• **Task**:
Repeat every line exactly, keeping the pictures out of the copy.

┄┄┄┄┄┄┄┄┄┄┄┄┄┄┄┄┄┄┄┄

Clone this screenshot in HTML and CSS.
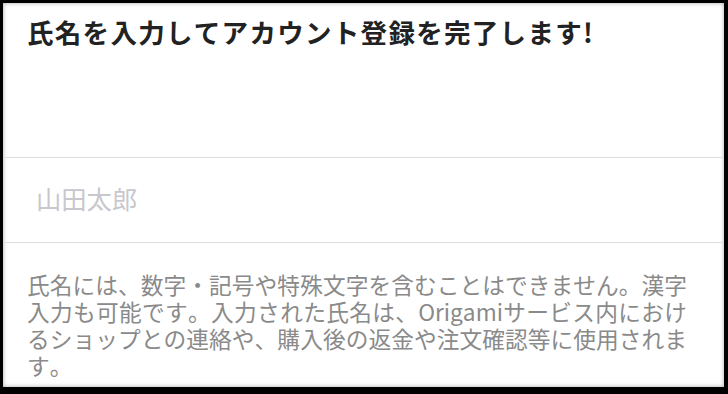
FILE: index.html
```html
<!DOCTYPE html>
<html lang="ja">
<head>
<meta charset="utf-8">
<title>氏名入力</title>
<link rel="stylesheet" href="styles.css">
</head>
<body>
<div class="panel">
  <header class="header">
    <h1 class="title">氏名を入力してアカウント登録を完了します!</h1>
  </header>
  <div class="field">
    <span class="placeholder">山田太郎</span>
  </div>
  <p class="note">氏名には、数字・記号や特殊文字を含むことはできません。漢字入力も可能です。入力された氏名は、Origamiサービス内におけるショップとの連絡や、購入後の返金や注文確認等に使用されます。</p>
</div>
</body>
</html>
```

FILE: styles.css
```css
html, body {
  margin: 0;
  padding: 0;
  background: #000;
}

body {
  width: 728px;
  height: 394px;
  overflow: hidden;
  font-family: "Noto Sans CJK JP", sans-serif;
  font-kerning: none;
}

.panel {
  margin: 3px 4px 7px 3px;
  height: 384px;
  background: #fff;
  box-shadow: inset 0 0 4px rgba(0, 0, 0, 0.35);
  display: flex;
  flex-direction: column;
}

.header {
  height: 140px;
  padding: 14px 37px 0 24px;
  border-bottom: 1px solid #dedede;
}

.title {
  margin: 0;
  font-size: 26.5px;
  line-height: 30px;
  font-weight: 700;
  letter-spacing: 1.3px;
  color: #222;
  white-space: nowrap;
}

.field {
  padding: 25px 37px 29px 33px;
  border-bottom: 1px solid #dedede;
}

.placeholder {
  display: block;
  font-size: 25.3px;
  line-height: 30px;
  color: #c7c7cd;
}

.note {
  margin: 0;
  padding: 28px 37px 0 24px;
  font-size: 22.7px;
  line-height: 27px;
  color: #8a8a8a;
  text-align: justify;
}
```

┄┄┄┄┄┄┄┄┄┄┄┄┄┄┄┄┄┄┄┄

• **Task answer**:
Clone this screenshot in HTML and CSS.
FILE: index.html
```html
<!DOCTYPE html>
<html lang="ja">
<head>
<meta charset="utf-8">
<title>氏名入力</title>
<link rel="stylesheet" href="styles.css">
</head>
<body>
<div class="panel">
  <header class="header">
    <h1 class="title">氏名を入力してアカウント登録を完了します!</h1>
  </header>
  <div class="field">
    <span class="placeholder">山田太郎</span>
  </div>
  <p class="note">氏名には、数字・記号や特殊文字を含むことはできません。漢字入力も可能です。入力された氏名は、Origamiサービス内におけるショップとの連絡や、購入後の返金や注文確認等に使用されます。</p>
</div>
</body>
</html>
```

FILE: styles.css
```css
html, body {
  margin: 0;
  padding: 0;
  background: #000;
}

body {
  width: 728px;
  height: 394px;
  overflow: hidden;
  font-family: "Noto Sans CJK JP", sans-serif;
  font-kerning: none;
}

.panel {
  margin: 3px 4px 7px 3px;
  height: 384px;
  background: #fff;
  box-shadow: inset 0 0 4px rgba(0, 0, 0, 0.35);
  display: flex;
  flex-direction: column;
}

.header {
  height: 140px;
  padding: 14px 37px 0 24px;
  border-bottom: 1px solid #dedede;
}

.title {
  margin: 0;
  font-size: 26.5px;
  line-height: 30px;
  font-weight: 700;
  letter-spacing: 1.3px;
  color: #222;
  white-space: nowrap;
}

.field {
  padding: 25px 37px 29px 33px;
  border-bottom: 1px solid #dedede;
}

.placeholder {
  display: block;
  font-size: 25.3px;
  line-height: 30px;
  color: #c7c7cd;
}

.note {
  margin: 0;
  padding: 28px 37px 0 24px;
  font-size: 22.7px;
  line-height: 27px;
  color: #8a8a8a;
  text-align: justify;
}
```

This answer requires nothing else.